Jimmy, Antlers, and a Magnificent Seven
The final shot of the movie is an evocative one. Alone in a field, Jimmy the Robot watches as six warriors return to Kora’s home. The group are under the false assumption that they do not have a fight coming, but Jimmy might know better. After all… he’s wearing antlers?!
It’s a strange sight, but one portent with meaning. The entire community in which Kora’s adopted people live has a faint air of the Norse about them. They’re agrarian farmers who gather for communal events in great longhouses, just as the Vikings did in the Middle Ages. They worship old gods and keep antiquated customs. And in his appearance, Jimmy resembles a pagan deity, perhaps Cernunnos, an Gaelic god that Nordic sailors might have come across. In any event, our dear robot appears to be going native. At the beginning of the film, he told Sam he has sworn off weapons and violence, because his kind was built solely to serve and protect the royal family. However, it seems the robot might have intuited something: the royal family is alive and right here on this rock.
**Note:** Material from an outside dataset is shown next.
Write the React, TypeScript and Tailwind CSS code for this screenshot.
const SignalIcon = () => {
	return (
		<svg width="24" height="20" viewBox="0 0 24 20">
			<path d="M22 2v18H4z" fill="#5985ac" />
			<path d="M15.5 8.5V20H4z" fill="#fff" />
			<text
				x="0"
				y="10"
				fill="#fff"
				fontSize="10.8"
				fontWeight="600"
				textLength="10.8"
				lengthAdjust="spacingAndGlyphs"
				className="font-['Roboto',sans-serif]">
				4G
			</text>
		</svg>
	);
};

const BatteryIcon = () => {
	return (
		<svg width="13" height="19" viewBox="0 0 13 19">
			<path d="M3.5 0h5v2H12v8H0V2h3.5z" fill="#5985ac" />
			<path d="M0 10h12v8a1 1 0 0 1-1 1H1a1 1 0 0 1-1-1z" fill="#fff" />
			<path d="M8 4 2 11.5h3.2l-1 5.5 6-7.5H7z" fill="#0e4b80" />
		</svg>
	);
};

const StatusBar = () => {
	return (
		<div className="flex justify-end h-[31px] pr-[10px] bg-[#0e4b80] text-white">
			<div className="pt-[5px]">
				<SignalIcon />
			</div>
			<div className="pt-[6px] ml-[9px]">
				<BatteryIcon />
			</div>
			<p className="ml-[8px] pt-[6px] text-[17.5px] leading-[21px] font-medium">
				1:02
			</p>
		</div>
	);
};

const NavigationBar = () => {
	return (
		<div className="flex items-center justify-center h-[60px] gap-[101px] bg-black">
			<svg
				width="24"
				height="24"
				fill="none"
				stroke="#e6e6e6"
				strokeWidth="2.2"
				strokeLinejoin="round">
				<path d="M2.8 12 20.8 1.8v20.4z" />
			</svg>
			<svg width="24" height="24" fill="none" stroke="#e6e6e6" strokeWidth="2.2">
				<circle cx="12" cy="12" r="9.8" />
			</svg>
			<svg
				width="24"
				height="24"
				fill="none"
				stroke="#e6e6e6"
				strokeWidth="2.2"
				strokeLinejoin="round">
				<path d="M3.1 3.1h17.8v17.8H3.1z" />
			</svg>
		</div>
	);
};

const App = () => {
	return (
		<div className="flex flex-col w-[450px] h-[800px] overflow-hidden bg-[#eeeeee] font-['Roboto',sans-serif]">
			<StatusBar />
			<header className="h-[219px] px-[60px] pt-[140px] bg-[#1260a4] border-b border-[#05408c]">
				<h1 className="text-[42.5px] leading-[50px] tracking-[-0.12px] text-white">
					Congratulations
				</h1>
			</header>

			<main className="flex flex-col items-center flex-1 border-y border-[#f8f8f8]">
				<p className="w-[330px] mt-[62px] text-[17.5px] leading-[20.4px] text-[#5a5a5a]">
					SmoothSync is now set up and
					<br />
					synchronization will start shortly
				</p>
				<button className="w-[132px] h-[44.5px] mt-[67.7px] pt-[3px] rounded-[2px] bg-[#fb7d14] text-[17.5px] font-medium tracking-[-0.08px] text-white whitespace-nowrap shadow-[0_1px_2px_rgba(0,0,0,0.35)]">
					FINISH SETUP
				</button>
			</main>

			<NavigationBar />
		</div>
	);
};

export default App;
It also would align with Zack Snyder’s passions and influences. The filmmaker has not been coy in the past when he said he imagines Rebel Moon to be a science fiction variation on Akira Kurosawa’s Seven Samurai (1954), a film where four warriors come to protect a small village. Before the climax of Snyder’s Part One, however, Kora had assembled eight warriors, including herself. Unfortunately, Kai (Charlie Hunnam) was a traitor in their midst, and while he perished for his sins, his duplicity caused the death of Darrian Bloodaxe (Ray Fisher).
At the end of the film, Kora has but five outside warriors to join her last stand against the Imperium. Jimmy would make a total of seven, and if our feral ‘bot enters the fray to protect a princess, all bets are off.
Rebel Moon – Part Two: The Scargiver arrives on Netflix on April 19, 2024.